One of the most widely-known for its traditions is Hanukkah.  

“We light the menorah each night for eight days,” Perfit said. “We say the prayers over the candles and give and receive our presents. We cook each night traditional Israeli food –latkes, kugel, challah and hamantaschens. Before our dinner every night of Hanukkah [my family] says what we are grateful for. Every Friday we celebrate shabbat and make our own challah.”  

Similar to how Hinduism has already celebrated very large holidays such as Holi and Diwali, Islam has done the same with Eid al-Fitr and Eid al-Adha, or small Eid and big Eid, respectively.  

“In the Middle East, it’s mostly Muslims, but there are still different types of religion,” freshman Leen Alfawaz, a practicing Muslim, said. “We don’t have Christmas, but we do sometimes have Halloween and stuff like that but it’s not really part of our culture or religion- it’s just like something that came in. For example, we have two holidays called Eid… by the end of Ramadan. In that holiday it’s where you get to visit relatives… men usually, like your uncles… give out money to you. For women, they mostly give out candy.” 

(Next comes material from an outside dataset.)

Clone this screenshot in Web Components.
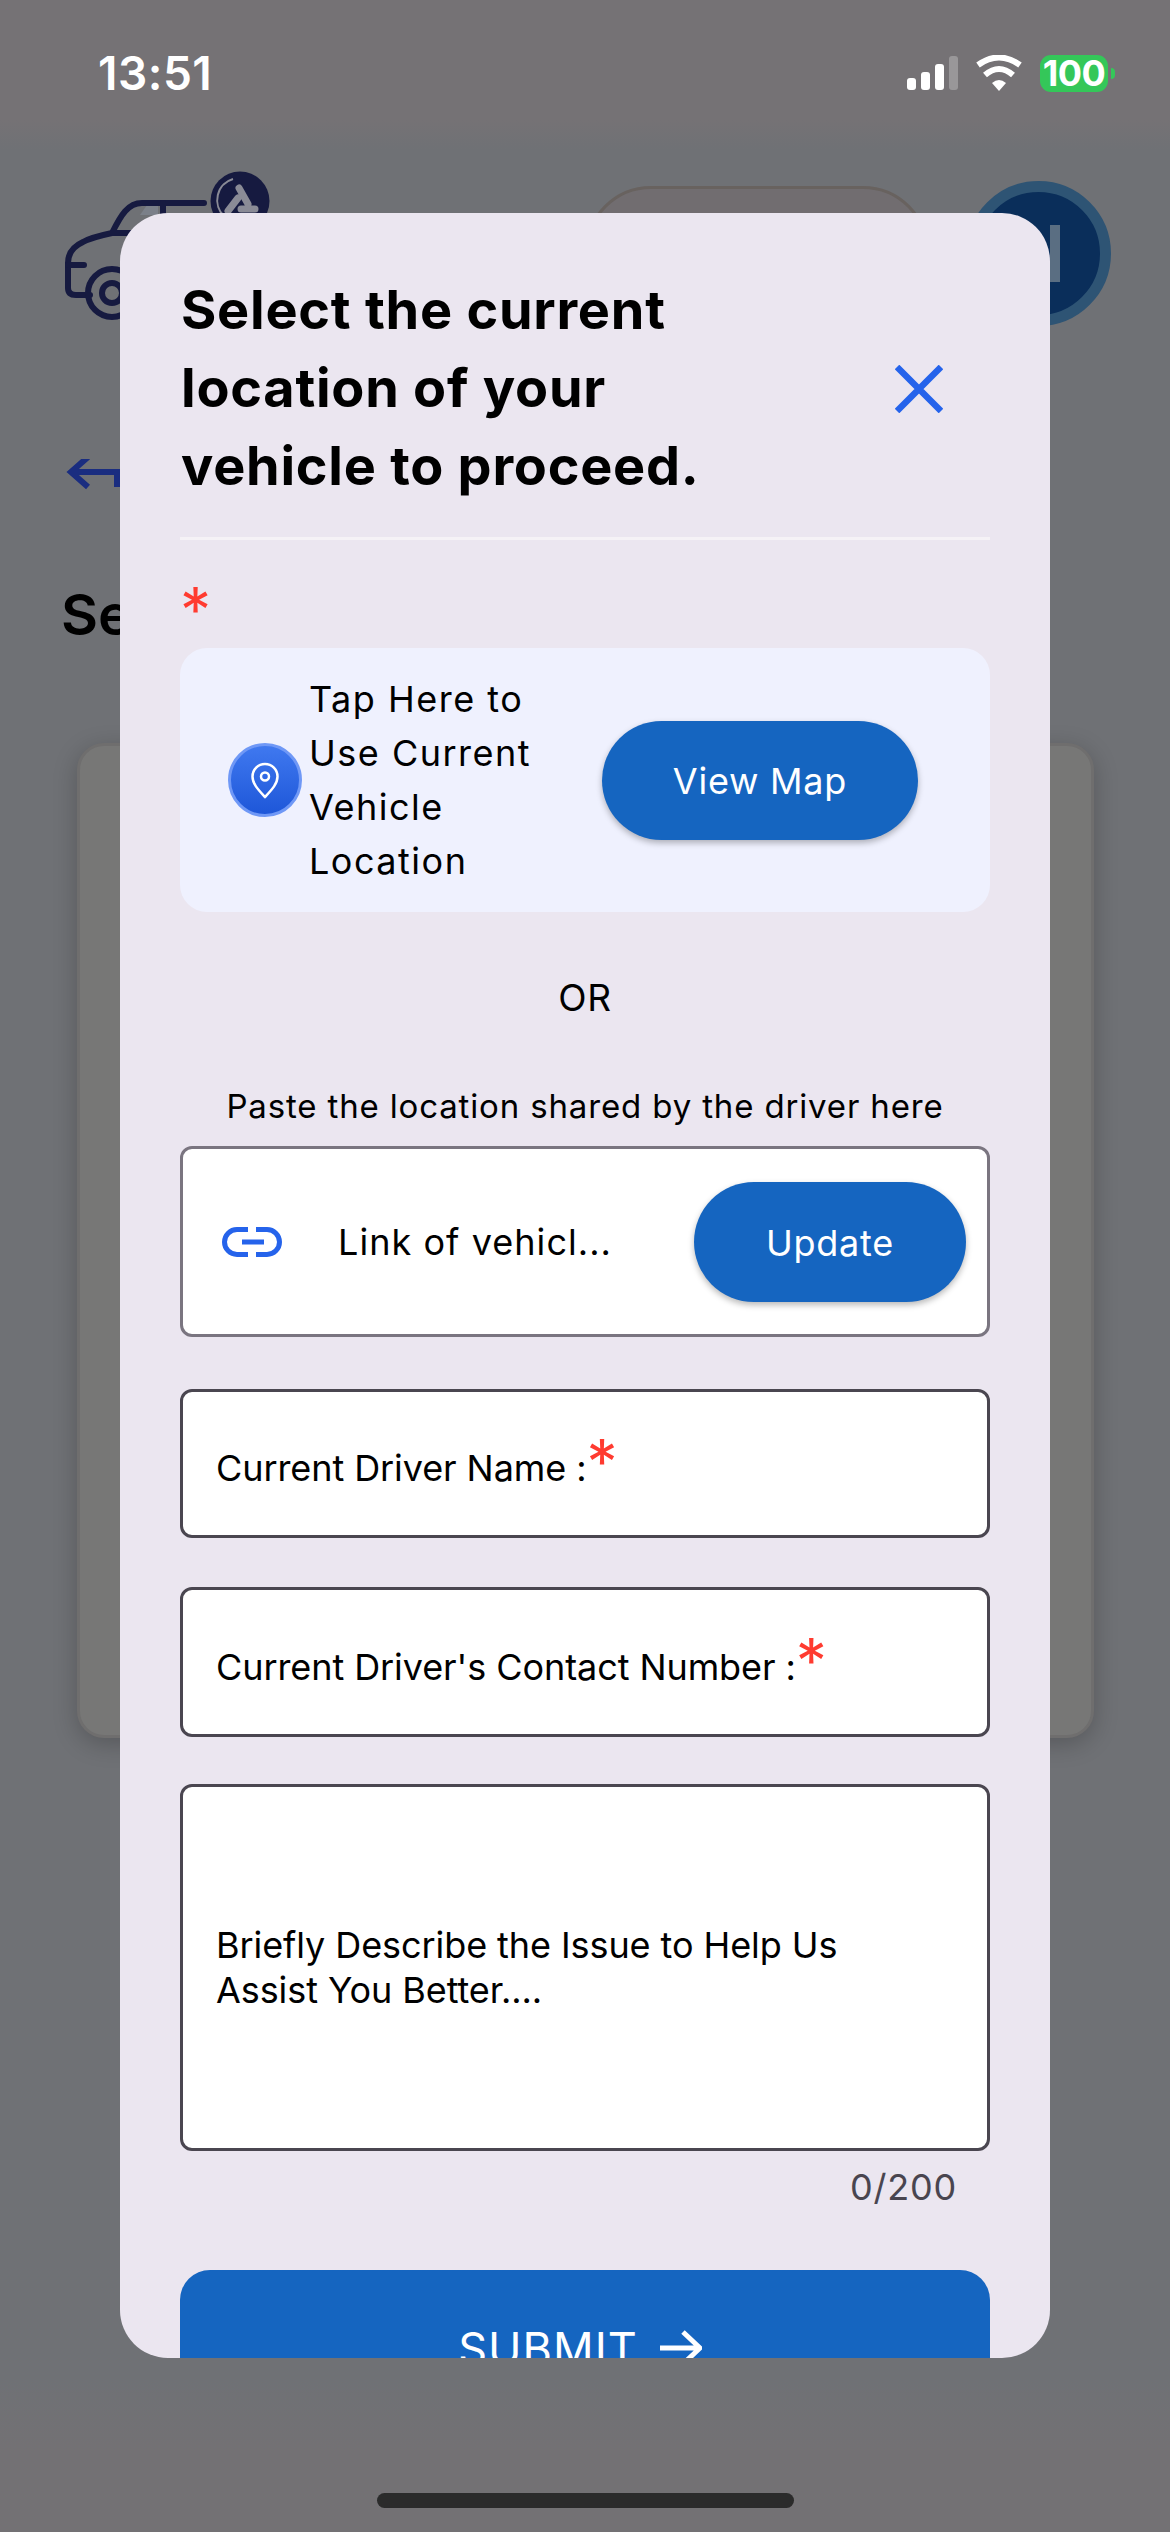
<!DOCTYPE html>
<html lang="en">
<head>
<meta charset="utf-8">
<title>Select location</title>
<style>
html,body{margin:0;padding:0;width:1170px;height:2532px;overflow:hidden;font-family:Inter,"Noto Sans",sans-serif;}
</style>
</head>
<body>
<app-screen>
  <bg-page slot="page"></bg-page>
  <location-modal slot="modal"></location-modal>
</app-screen>
<script>
function def(name, css, html){
  customElements.define(name, class extends HTMLElement{
    constructor(){
      super();
      const r=this.attachShadow({mode:'open'});
      r.innerHTML='<style>'+css+'</style>'+html;
    }
  });
}
def('app-screen',`
 :host{display:block;position:relative;width:1170px;height:2532px;overflow:hidden;font-family:Inter,"Noto Sans",sans-serif;
 background:linear-gradient(180deg,#757275 0,#757275 120px,#6f7175 150px,#6f7175 2380px,#737174 2450px);}
 .m{position:absolute;left:120px;top:213px;}
`,`<slot name="page"></slot><div class="m"><slot name="modal"></slot></div>`);

def('status-bar',`
 :host{display:flex;align-items:center;height:146px;box-sizing:border-box;padding:0 55px 0 98px;color:#fff;}
 .t{font:600 46px/1 Inter,sans-serif;letter-spacing:.5px;flex:1;}
 .right{display:flex;align-items:center;}
 .sig{display:flex;align-items:flex-end;gap:5px;height:34px;margin-right:17px;}
 .sig i{display:block;width:9px;background:#fff;border-radius:3px;}
 .wifi{display:block;margin-right:17px;}
 .bat{width:68px;height:37px;border-radius:11px;background:#34c759;display:flex;align-items:center;justify-content:center;font:700 36px/1 Inter,sans-serif;letter-spacing:-.5px;color:#fff;}
 .tip{width:4px;height:11px;margin-left:3px;background:#34c759;border-radius:0 6px 6px 0;}
`,`<span class="t">13:51</span><div class="right">
 <div class="sig"><i style="height:12px"></i><i style="height:18px"></i><i style="height:26px"></i><i style="height:34px;background:#999799"></i></div>
 <svg class="wifi" width="48" height="36" viewBox="0 0 48 36"><path d="M3 10Q24-5 45 10M10 20Q24 8 38 20" fill="none" stroke="#fff" stroke-width="6"/><path d="M24 36L17 28Q24 22 31 28Z" fill="#fff"/></svg>
 <div class="bat">100</div><div class="tip"></div></div>`);

def('car-logo',`:host{display:block;width:215px;height:165px;} svg{display:block}`,
`<svg width="215" height="165" viewBox="60 170 215 165">
 <path d="M147 205l11 0 0 10-18 0z" fill="#7b8089"/>
 <g fill="none" stroke="#161a40" stroke-width="6" stroke-linecap="round" stroke-linejoin="round">
 <path d="M204 203H142C128 203 121 215 112 233C98 236 90 238 83 242C72 247 68 254 68 263V288C68 293 71 295 76 295H90"/>
 <path d="M68 265H84M112 233H170M163 203V220"/>
 <circle cx="112" cy="293" r="24"/><circle cx="112" cy="293" r="10"/></g>
 <circle cx="240" cy="201" r="29.5" fill="#161a40"/>
 <path d="M233 179A22 22 0 0 0 224 216" fill="none" stroke="#8a8b96" stroke-width="2"/>
 <g stroke="#8a8b96" stroke-width="7" stroke-linecap="round"><path d="M239 188L248 204M228 211L238 198M241 209H255"/></g>
 </svg>`);

def('app-header',`
 :host{display:flex;height:165px;margin-top:24px;padding-left:60px;position:relative;}
 .pill{box-sizing:border-box;width:344px;height:135px;margin:16px 0 0 310px;border-radius:66px;background:#716d70;border:3px solid #68625f;}
 .av{box-sizing:border-box;width:145px;height:145px;margin:11px 0 0 37px;border-radius:50%;background:#0a2e5a;border:11px solid #2e5474;display:flex;align-items:center;justify-content:flex-end;padding-right:40px;}
 .av i{display:block;width:10px;height:57px;background:#5a6e82;}
`,`<car-logo></car-logo><div class="pill"></div><div class="av"><i></i></div>`);

def('bg-page',`
 :host{display:flex;flex-direction:column;height:2532px;}
 .back{display:block;margin:124px 0 0 66px;}
 h2{margin:81px 0 0 61px;font:600 57px/70px Inter,sans-serif;color:#000;height:70px;}
 .card{box-sizing:border-box;margin:93px 0 0 77px;width:1017px;height:995px;border-radius:27px;background:#777776;border:3px solid #6f6e6e;box-shadow:0 6px 24px rgba(0,0,0,.22);}
 .home{width:417px;height:15px;border-radius:8px;background:#2b2b2b;margin:auto auto 24px;}
`,`<status-bar></status-bar><app-header></app-header>
 <svg class="back" width="60" height="40" viewBox="66 460 60 40"><path d="M88 458L71 473L88 488M71 473H117V488" fill="none" stroke="#1a2d80" stroke-width="6"/></svg>
 <h2>Se</h2><div class="card"></div><div class="home"></div>`);

def('pill-button',`
 :host{display:inline-flex;align-items:center;justify-content:center;box-sizing:border-box;padding-top:2px;height:119px;border-radius:60px;background:#1565c0;color:#fff;font:400 36px/1 Inter,sans-serif;letter-spacing:.75px;box-shadow:0 3px 6px rgba(0,0,0,.28);flex:none;}
`,`<slot></slot>`);

def('loc-icon',`:host{display:block;flex:none;width:74px;height:74px;} svg{display:block}`,
`<svg width="74" height="74" viewBox="0 0 74 74"><defs><linearGradient id="g" x1="0" y1="0" x2="0" y2="1"><stop offset="0" stop-color="#4079f0"/><stop offset="1" stop-color="#1d56d8"/></linearGradient></defs>
 <circle cx="37" cy="37" r="35.5" fill="url(#g)" stroke="#6f98f6" stroke-width="3"/>
 <path d="M37 54C30.5 47 24.5 41 24.5 33.500A12.500 12.500 0 0 1 49.500 33.500C49.500 41 43.500 47 37 54Z" fill="none" stroke="#fff" stroke-width="2.500"/>
 <circle cx="37" cy="33.500" r="4" fill="none" stroke="#fff" stroke-width="2.500"/></svg>`);

def('location-card',`
 :host{display:flex;align-items:center;box-sizing:border-box;height:264px;width:810px;border-radius:27px;background:#eff1fe;padding-left:48px;}
 .tx{width:272px;margin-left:7px;margin-right:21px;font:400 36px/54px Inter,sans-serif;letter-spacing:1.5px;color:#000;}
 pill-button{width:316px;}
`,`<loc-icon></loc-icon><div class="tx">Tap Here to Use Current Vehicle Location</div><pill-button>View Map</pill-button>`);

def('link-field',`
 :host{display:flex;align-items:center;box-sizing:border-box;height:191px;width:810px;border:3px solid #7a7580;border-radius:12px;background:#fff;padding-left:39px;padding-right:21px;}
 svg{display:block;flex:none;}
 .tx{margin-left:56px;flex:1;font:400 36px/1 Inter,sans-serif;letter-spacing:1.05px;color:#000;white-space:nowrap;}
 pill-button{width:272px;height:120px;}
`,`<svg width="60" height="30" viewBox="0 0 60 30"><path d="M26 2.500H15A12.500 12.500 0 0 0 15 27.500H26M34 2.500H45A12.500 12.500 0 0 1 45 27.500H34M20 15H42" fill="none" stroke="#2563eb" stroke-width="5"/></svg>
 <span class="tx">Link of vehicl...</span><pill-button>Update</pill-button>`);

def('text-field',`
 :host{display:flex;align-items:center;box-sizing:border-box;width:810px;border:3px solid #4a4650;border-radius:12px;background:#fff;padding-left:33px;padding-right:33px;font:400 36px/45px Inter,sans-serif;letter-spacing:-.08px;color:#000;}
`,`<slot></slot>`);

def('req-mark',`
 :host{display:inline-block;color:#ff3b30;font:400 62px/45px Inter,sans-serif;vertical-align:top;}
`,`*`);

def('location-modal',`
 :host{display:block;box-sizing:border-box;width:930px;height:2145px;border-radius:48px;background:#ebe6f0;overflow:hidden;padding:58px 60px 0;color:#000;}
 .head{display:flex;align-items:center;width:810px;}
 h1{margin:0;flex:1;font:700 54px/78px Inter,sans-serif;letter-spacing:.75px;padding-left:1px;}
 .x{display:block;margin-right:47px;margin-top:2px;}
 .div{height:3px;background:#f5f2f6;margin-top:32px;}
 .req{height:108px;box-sizing:border-box;padding-top:47px;}
 .or{text-align:center;font:400 37px/45px Inter,sans-serif;letter-spacing:.6px;margin-top:63px;}
 .paste{text-align:center;font:400 33px/45px Inter,sans-serif;letter-spacing:.85px;margin-top:64px;margin-bottom:17px;}
 .f2{margin-top:52px;height:149px;padding-top:10px;}
 .f3{margin-top:49px;height:150px;padding-top:10px;}
 .f2 req-mark,.f3 req-mark{margin-top:-7px;}
 .f4{margin-top:47px;height:367px;}
 .count{text-align:right;padding-right:33px;font:400 36px/45px Inter,sans-serif;letter-spacing:.8px;color:#49454f;margin-top:14px;}
 .submit{margin-top:60px;height:152px;box-sizing:border-box;padding:4px 10px 0 0;border-radius:30px;background:#1565c0;color:#fff;display:flex;align-items:center;justify-content:center;gap:22px;font:400 45px/1 Inter,sans-serif;letter-spacing:1px;}
 .submit svg{display:block;}
`,`<div class="head"><h1>Select the current<br>location of your<br>vehicle to proceed.</h1>
 <svg class="x" width="48" height="48" viewBox="0 0 48 48"><path d="M2 2L46 46M46 2L2 46" stroke="#2563eb" stroke-width="6.500" fill="none"/></svg></div>
 <div class="div"></div>
 <div class="req"><req-mark></req-mark></div>
 <location-card></location-card>
 <div class="or">OR</div>
 <div class="paste">Paste the location shared by the driver here</div>
 <link-field></link-field>
 <text-field class="f2"><span>Current Driver Name :<req-mark></req-mark></span></text-field>
 <text-field class="f3"><span>Current Driver's Contact Number :<req-mark></req-mark></span></text-field>
 <text-field class="f4"><span>Briefly Describe the Issue to Help Us<br>Assist You Better....</span></text-field>
 <div class="count">0/200</div>
 <div class="submit"><span>SUBMIT</span><svg width="42" height="36" viewBox="0 0 42 36"><path d="M0 18H39M23 2L40 18L23 34" fill="none" stroke="#fff" stroke-width="5"/></svg></div>`);
</script>
</body>
</html>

The two Eid celebrations aren’t just about family relations, however.  

“For [small Eid], we give to charity, dress good, we get new clothes- it’s like getting presents at Christmas,” junior Mohammed Hassan said. “In the bigger Eid, which is like by the end of the year… we take a sheep [or cow] and sacrifice it to charity. Our traditions in our culture always represent respect: not being rude to other people, being kind… we can’t curse, we have to pray five times a day for our religion. I can’t drink, I don’t eat pork, I don’t smoke- you can’t do any of these, and it’s not because my family says any of these.”  

Another important Muslim holiday, Ramadan, has already passed.  

“I like Ramadan,” Hassan said. “In Ramadan we give back to the poor and we give to charity. In Ramadan we fast from [sunrise to sunset] for a certain amount of time and there is a reason for it: the reason is that we want to feel what the charity feels like and we give back to them.”